Bond fund distance, liquidity and trading

Distance is a concept of which we are all aware but few ever quantify except in the easiest way.  I know that London is close to Paris and Berlin is more distant.  We can measure these distances in miles, kilometres, flying time, time taken by train and so on...
[If you have time a quick read of Matching engine for corporate bonds? will provide some background.]
Take two words "dig" and "dog".  We know that by replacing the letter "i" in "dig" with the letter "o" we get "dog", so they are one letter apart.  Or for "door" and "roar" we would have to substitute "d" for "r" and "o" for "a" so they are two letters apart.  More generally, this is called "Levenshtein distance" and is used in many internet technology applications - think of the way that search engines will suggest words to you that are corrections - an application of Levenshtein distance.

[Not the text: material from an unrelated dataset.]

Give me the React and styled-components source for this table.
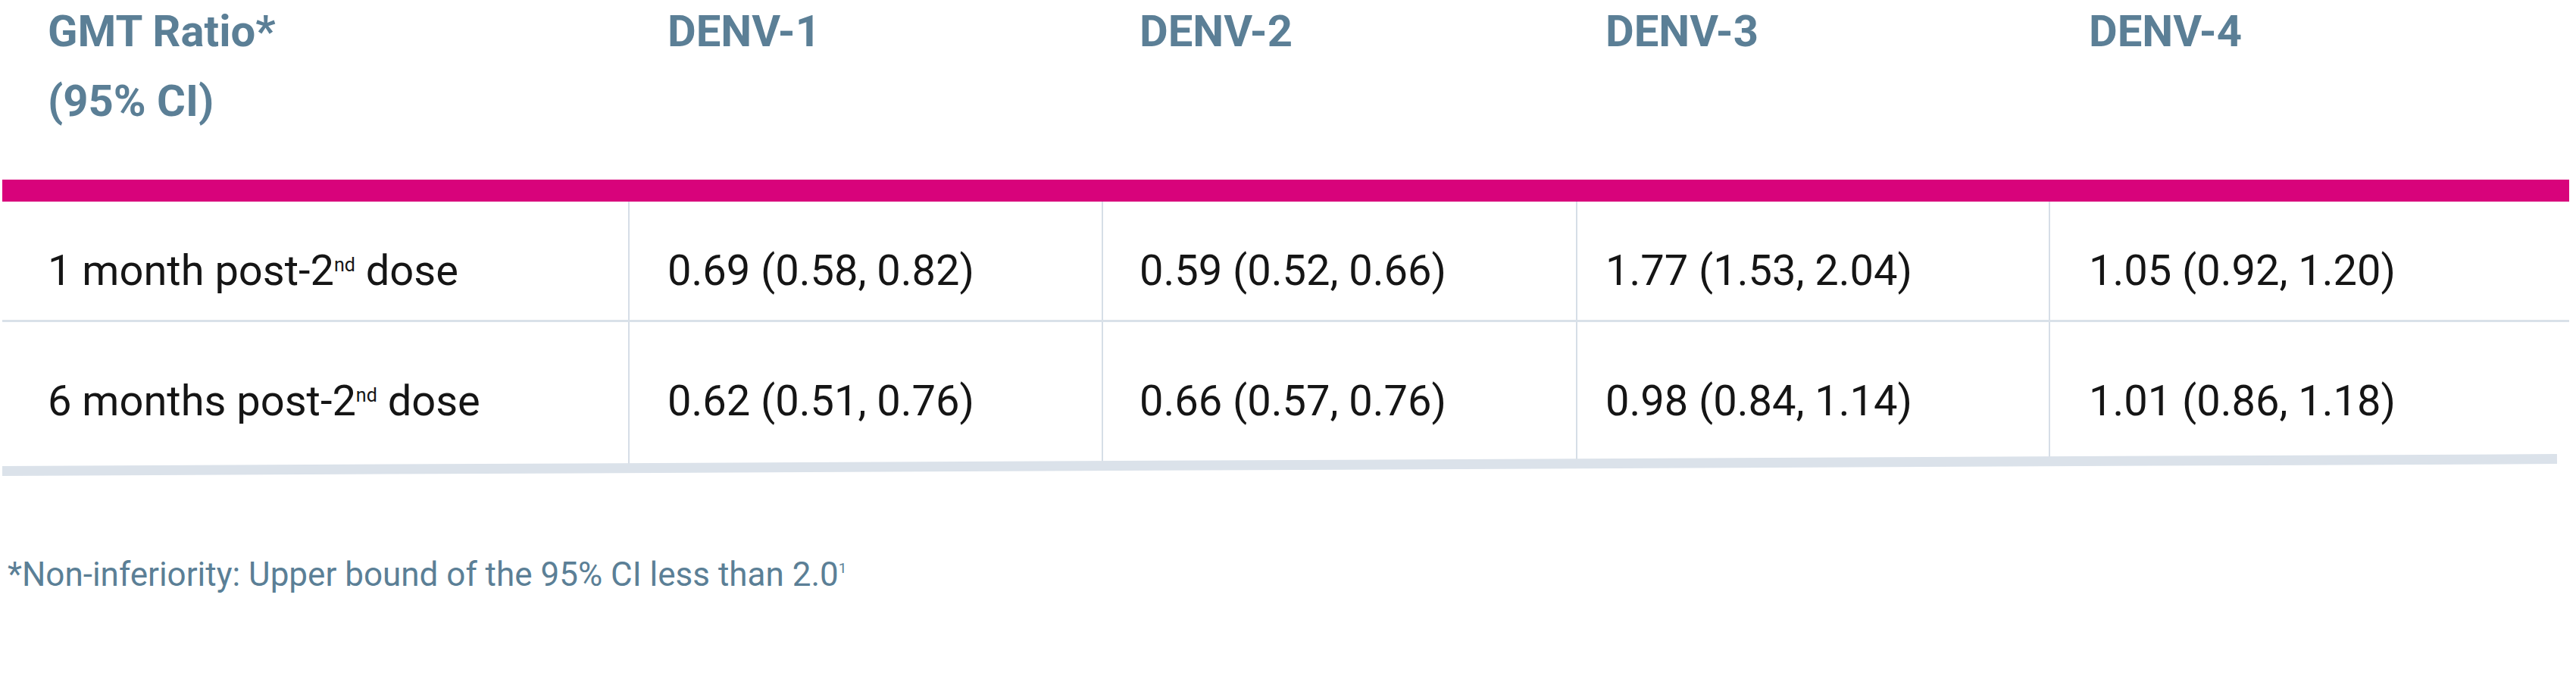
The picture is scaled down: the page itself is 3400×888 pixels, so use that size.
import React from "react";
import styled, { createGlobalStyle } from "styled-components";

const GlobalStyle = createGlobalStyle`
  body {
    margin: 0;
    background: #ffffff;
    font-family: Roboto, "Liberation Sans", sans-serif;
  }
`;

const COLS = "826px 625px 626px 624px 687px";

const columns = [
  { key: "label", title: ["GMT Ratio*", "(95% CI)"], pad: 60 },
  { key: "d1", title: ["DENV-1"], pad: 52 },
  { key: "d2", title: ["DENV-2"], pad: 50 },
  { key: "d3", title: ["DENV-3"], pad: 39 },
  { key: "d4", title: ["DENV-4"], pad: 53 },
];

const rows = [
  {
    months: "1 month",
    top: 58,
    height: 156,
    values: ["0.69 (0.58, 0.82)", "0.59 (0.52, 0.66)", "1.77 (1.53, 2.04)", "1.05 (0.92, 1.20)"],
  },
  {
    months: "6 months",
    top: 71,
    height: 190,
    values: ["0.62 (0.51, 0.76)", "0.66 (0.57, 0.76)", "0.98 (0.84, 1.14)", "1.01 (0.86, 1.18)"],
  },
];

const Page = styled.div`
  width: 3400px;
  padding-left: 3px;
  box-sizing: border-box;
`;

const Table = styled.div`
  width: 3388px;
`;

const HeadRow = styled.div`
  display: grid;
  grid-template-columns: ${COLS};
  height: 237px;
`;

const HeadCell = styled.div`
  padding-left: ${(p) => p.$pad}px;
  font-weight: 700;
  font-size: 58px;
  line-height: 92px;
  margin-top: -5px;
  color: #5b7f96;
`;

const PinkBar = styled.div`
  height: 29px;
  background: #d8037b;
`;

const BodyRow = styled.div`
  display: grid;
  grid-template-columns: ${COLS};
  height: ${(p) => p.$height}px;
`;

const Cell = styled.div`
  box-sizing: border-box;
  padding-left: ${(p) => p.$pad}px;
  padding-top: ${(p) => p.$top}px;
  border-left: ${(p) => (p.$first ? "none" : "2px solid #d6dee7")};
  font-size: 56px;
  color: #151515;
  white-space: nowrap;
`;

const Sup = styled.span`
  font-size: 25px;
  vertical-align: 18px;
`;

const Divider = styled.div`
  height: 3px;
  background: #d9e1e9;
`;

const BottomBar = styled.div`
  width: 3372px;
  height: 13px;
  background: #dbe2ea;
  transform: rotate(-0.27deg);
  transform-origin: left center;
`;

const Footnote = styled.p`
  margin: 104px 0 0 7px;
  font-size: 44px;
  color: #5b7f96;
`;

const FootSup = styled.span`
  font-size: 19px;
  vertical-align: 17px;
`;

const App = () => {
  return (
    <Page>
      <GlobalStyle />
      <Table>
        <HeadRow>
          {columns.map((c) => (
            <HeadCell key={c.key} $pad={c.pad}>
              {c.title.map((t) => (
                <div key={t}>{t}</div>
              ))}
            </HeadCell>
          ))}
        </HeadRow>
        <PinkBar />
        {rows.map((r, i) => (
          <React.Fragment key={r.months}>
            {i > 0 && <Divider />}
            <BodyRow $height={r.height}>
              <Cell $first $pad={columns[0].pad} $top={r.top}>
                {r.months} post-2<Sup>nd</Sup> dose
              </Cell>
              {r.values.map((v, j) => (
                <Cell key={j} $pad={columns[j + 1].pad - 2} $top={r.top}>
                  {v}
                </Cell>
              ))}
            </BodyRow>
          </React.Fragment>
        ))}
        <BottomBar />
      </Table>
      <Footnote>
        *Non-inferiority: Upper bound of the 95% CI less than 2.0<FootSup>1</FootSup>
      </Footnote>
    </Page>
  );
};

export default App;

So, what's the relevance to bond funds?  Let's take a worked example.  Imagine that below shows us two sets of holdings in two different bond funds. On the left is Portfolio One and on the right Portfolio Two.  The letters represent different ISINs (and at the bottom of the table, currencies) and the numbers the value of the holding expressed in a common base currency, here GBP.
We can see that both portfolios are valued at £360m and a visual inspection will show that both funds hold £10m each of bonds C and E.  The rest of the holdings are different.
So, could these bond funds trade with each other?  Put to one side any regulatory issues and look at this from a pure portfolio management perspective.  To trade requires a difference of opinion such that there is a willing seller and a willing buyer.  It would appear that there is a degree of difference of opinion here - that there is not much commonality of holding. Perhaps ownership/style as a guide? RETAIL+INSTITUTIONAL=TRADES!
Of course, there is not enough information here to draw a meaningful conclusion, two sets of positions are not enough. It could be that Portfolio One only invests in very short dated instruments and Portfolio Two only invests in long dated instruments and C and E are only in Portfolio Two as they have been bought and held from inception and have not yet hit a lower limit where they positions must be sold.
So a measure of Levenshtein distance is useful, but not the complete answer.  A real answer is a data analysis for the entire portfolio versus any other portfolio.  That data set to be analysed must include as much data as possible, including:
  • acquisition dates
  • any stock borrow/loan
  • any compliance/regulatory constraints on the portfolio
  • any rules such as no derivatives
The challenge here of course is that this is a massive culture shock for a buy-side, to actually open up their books and show someone what they hold.  Of course, the way to do this would be to have a highly compliant utility body that performs this analysis with high levels of encryption, access control, full audit log and so on.
In essence, each buy-side that wants to participate would expose as much or as little as they want from their in-house systems at a position level and at the order level to the utility.  The utility then has a wonderful big data problem which is challenging but manageable.  And at the end, the buy-side participants will have orders suggested to them on a fuzzy logic matching basis.
Conclusion: The more data the buy-side is willing to release to a compliant, agency basis utility the more likelihood of trading. This is counter intuitive but once considered makes perfect sense.